Thursday, June 20, 2019

Another Tie-In: "Sins of the Father" by Christa Faust

Another Tie-In: Sins of the father: Fringe Series, Book 3 by Christa Faust, 2014, downloaded from Wisconsin Digital Library.

I needed books for a short backpacking trip with Scouts. Rather than hunt down a paperback at home I picked out four novels to load onto my phone. Since I already read Faust's previous two in this series I figured to finish this last entry.

There are three primary characters in the TV show Fringe. Walter Bishop, Peter Bishop, and Olivia Dunham and Faust wrote a novel for each character. All Faust's novels are prequels to the TV series which, I presume, allowed Faust more leeway in creating the stories. This novel follows Peter Bishop immediately before the TV series started.

Fringe's final fifth season ended six years ago in 2013 so I kinda doubt any non-TV-show-viewing-readers will pick up a copy of this. With that said you can read for the story anyway, previous knowledge of the Peter character is not needed. If you're a big Faust fan like me you may just read anything she does anyway. I've never watched Supernatural but I read her tie-in novel of that show.

Anyhoo. Peter needs a lot of money to pay loan sharking debts he owes to a Scotsman. Peter has been running from the debt for a while. He is in Malaysia (Thailand, maybe?) and running a con to steal cash from North Koreans and Chechen terrorists after arranging a fake sale of software between the two.  A shootout ensues and when Peter is escaping he picks up the wrong suitcase and gets zero dough.

Uh-oh. Not good for Peter. But, Peter discovers that the case he ended up with has a vial of serum that was stolen from a research lab in the U.S. The serum is valuable so he may as well try to sell the serum back to the lab.

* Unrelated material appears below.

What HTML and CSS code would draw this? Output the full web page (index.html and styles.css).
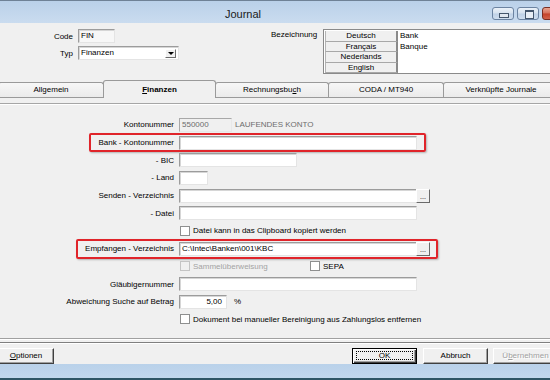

Things happen as Peter takes a circuitous route back to the U.S. Peter charms men and women as the confidence man he is. Meets up with Good Looking Scientist. Gets into scary situations. Has some sex. Acts altruistically which is NOT his thing. So on. So forth.

It's a fun book. As usual Faust delivers the goods with what I think is some fine writing that transcends the "Let's type this up and cash the check" product some other tie-ins deliver.

Comment:
1. I had a comment. I know I did. I've now forgotten it.
2. During the campout I used my rainfly-and-tarp method of camping. The tarp extended under the rain fly and caught water during the nighttime rain. My sleeping bag got wet at my feet but I was still fairly comfortable - except for the too-thin sleeping pad. Temperatures were not too low and tucked my feet up. I tried shifting around the tarp but did not want to go out from under the rain tarp to move things around. The rain tarp had sagged over night as well.
3. The rain was on the 2nd night. After the first night I was awake at 4:45AM from the birds who woke with the morning gloaming. With the 1AM night rain I kept waking up from the thin pad that had me turning over. In the morning I was fine and did not feel tired. When I got home I took a Father's Day nap and was out like a light for 2-3 hours.
4. I need to pony up for a better, thicker sleeping pad. I did just get a $37 bivy bag to try out. I can replace my big tarp with the bivy bag but may want a small groundsheet for underneath the pad and bivy. I still need a mosquito net of some sort. Besides, after adding up all that stuff I wonder if there will be a weight advantage over a lightweight solo tent.
EDIT: I just figured out I never read the Supernatural tie-in. We still have it at work, I'll give it a try.